The hope and promise of the future is especially on mind mind today after my doctors appointment yesterday. Most of you know, the last few weeks have been incredibly difficult with several medication issues, herx reactions, and some truly terrifying symptoms. The "6 week" treatment on the Doxycylene, which actually took almost 12 weeks to complete because of how many times I had to stop the antibiotics because of the severity of my symptoms, finally ends this week. I went to the doctor yesterday to discuss where to go from here. I rather expected them to say I would need to stay on the Doxy a few weeks longer and hope for the best. The message I ended up getting was very different!
After running some tests and discussing medication options with the nurse, I sat down with my doctor, who looked at my charts and the first thing he said was, "You are taking a lot!" That alone made me feel a little bit better. At least I'm not the only one who gets a little overwhelmed when I look at the 2 FULL PAGES of meds and supplements I take each day. I think his exact words were something like, "I would love to try to simplify all this for you if at all possible; however, the way things are looking right now, your body is giving all the signs that it's ready to really fight this battle!" The muscle tests showed that I don't need the Doxy any more and I'm ready to start some more aggressive antibiotics. My immune system, which has been practically non-existent for the last few years, is starting to function again and is gaining strength very quickly. Every person is different, and of course every new set of medications comes with new sets of possible complications or side effects depending on how my body reacts, but it was a huge encouragement to start hearing my doctor talk about the overall treatment period in terms of months rather than years.
Now I'm not going to lie. The new set of meds he put me on now is more likely to make me feel worse instead of better, at least in the short term. Viral infections produce toxic "die-off" symptoms, just like you see with Candida or other fungal infections, known as the Herxheimer reaction, producing symptoms like fever, headaches, hyperventilation, muscle pain, fatigue, etc. Going after the infection more aggressively significantly increases the likelihood of experiencing this reaction (or "herxing" as they call it).
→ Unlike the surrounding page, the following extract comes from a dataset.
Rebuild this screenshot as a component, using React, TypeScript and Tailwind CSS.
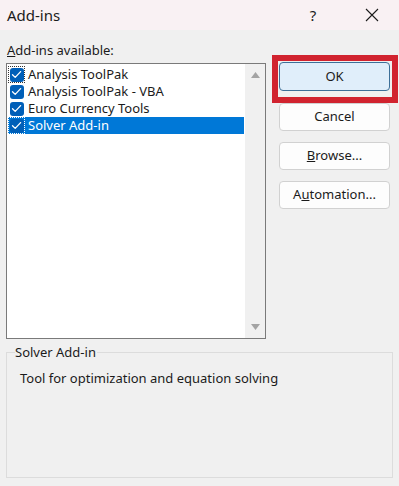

However, if my body can keep up with the toxin load, this more aggressive approach will be far more effective at killing the infection and possibly reducing the overall time-frame for recovery. I am definitely more than a little anxious about what this means for my overall functionality over the next few weeks/months, particularly as things are starting to get busier and more demanding with my job. If I start having frequent problems with herxing, days when I can get out of bed may become rare, much less days when I can go in to work, go grocery shopping, or handle daily chores.
Still, I see this news as a powerful message of hope for future healing. The first day of spring does not magically make winter go away. Seasons are a process and it takes time, and sometimes the change from one season to another happens slowly and with several relapses (like last year when we had 80 degree weather in Feb and a huge snowstorm the first week of May!). I know there is still "snow" in my future, but the important thing to recognize is that there is change! Things are happening! And even if the early buds of spring are overcome by another late frost, they are still a reminder that the process is still in place. Winter cannot last forever. Rebirth will always come eventually. And that is something worth celebrating.
1 comment:
hurray! I am so glad that your body is improving and you are able to continue fighting your battle. Good luck friend.